I guess one of my favorite pictures is speaking to Kevin Davidson is he actually put on some skis and got some ski poles and went to one of the sandy areas right at the drop off so it look like he was starting at the top of the mountain and skiing down and took some underwater pictures with ski equipment on. Did a little poster called “Ski Palau”. Also dit it with a mountain bike too. So yeah, your depiction of the place being kind of mountainous and beautiful under water is really true.
[0:18:31.4] CM: Okay, just jumping back to Peleliu. That was one of the things that, because it’s again sort of a standard in a liveaboard itinerary that you can go ashore on the island and it’s quite moving because there is, as you said, I was reading about it before, we were talking and Wikipedia describes it as “the bitterest battle of the war for the US marines” and there’s a very large war cemetery there and I seem to remember a museum and also there’s a crashed zero fighter in the forest that you can still go and see, is that correct?
[0:19:05.1] TR: No, I believe the crashed plane is down on Anguar.
[0:19:09.0] CM: Oh okay.
[0:19:09.7] TR: But yeah, there is an area of old amtracks and I was there one time when there was a drought and we were staying at a friend’s house and we were trying to get somebody to take us up into the jungle to see some of the battle areas.

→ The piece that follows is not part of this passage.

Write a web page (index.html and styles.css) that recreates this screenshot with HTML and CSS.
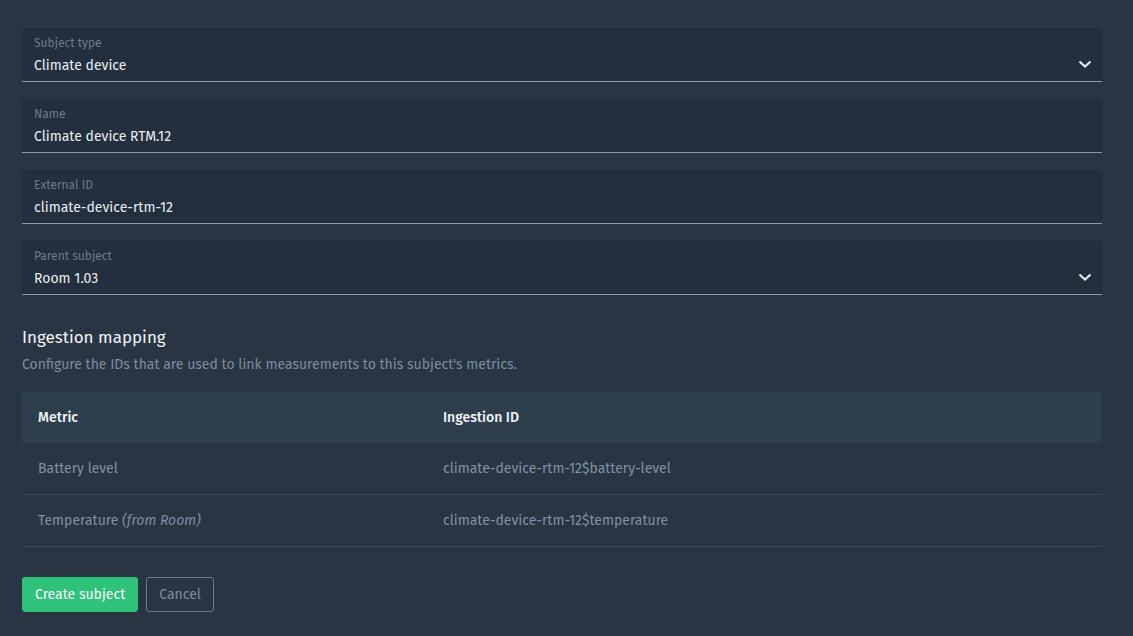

They said, “Oh no, we can’t do that because the drought has caused some fires and that’s creating explosions,” and we went, “Oh really? There’s that much ammunition and stuff still left over from the war?” And sure enough a couple of hours later, a wild fire started and the hills just erupted in all kinds of explosions and…
[0:19:48.2] CM: Oh man.
[0:19:51.0] TR: Because there’s still grenades and mortars and everything around there.
[0:19:52.8] CM: Sure. No one’s going to go and recover it.
[0:19:56.5] TR: So we went, “Yeah, I think maybe we better wait and the fire’s calm down before we go up into the hills.” A few years later I was working as a news man and they had the 40th anniversary of the battle of Peleliu and they brought the USS Peleliu to the island and they had three marines that had been in battle there, two of which were wounded and carried out. One army guy who was in charge of cleaning the island up after the island was taken and a navy guy who had worked on the ships off shore, and they all told us what the battle was like and they were tough hold, grizzled guys.
One guy really did look like John Wayne and he talked like John Wayne and smoke Marlboros like John Wayne and he’d gotten shut up pretty badly. It was very intense battles that the marines went through in order to get the island. Then afterwards, the Japanese had a huge series of caves on the island. The army had to go through with flame throwers and basically put the flame throwers into the cave, kind of suck out all of the oxygen and doing that an then sealed the cave and that basically killed the remaining troops that were hiding up in there.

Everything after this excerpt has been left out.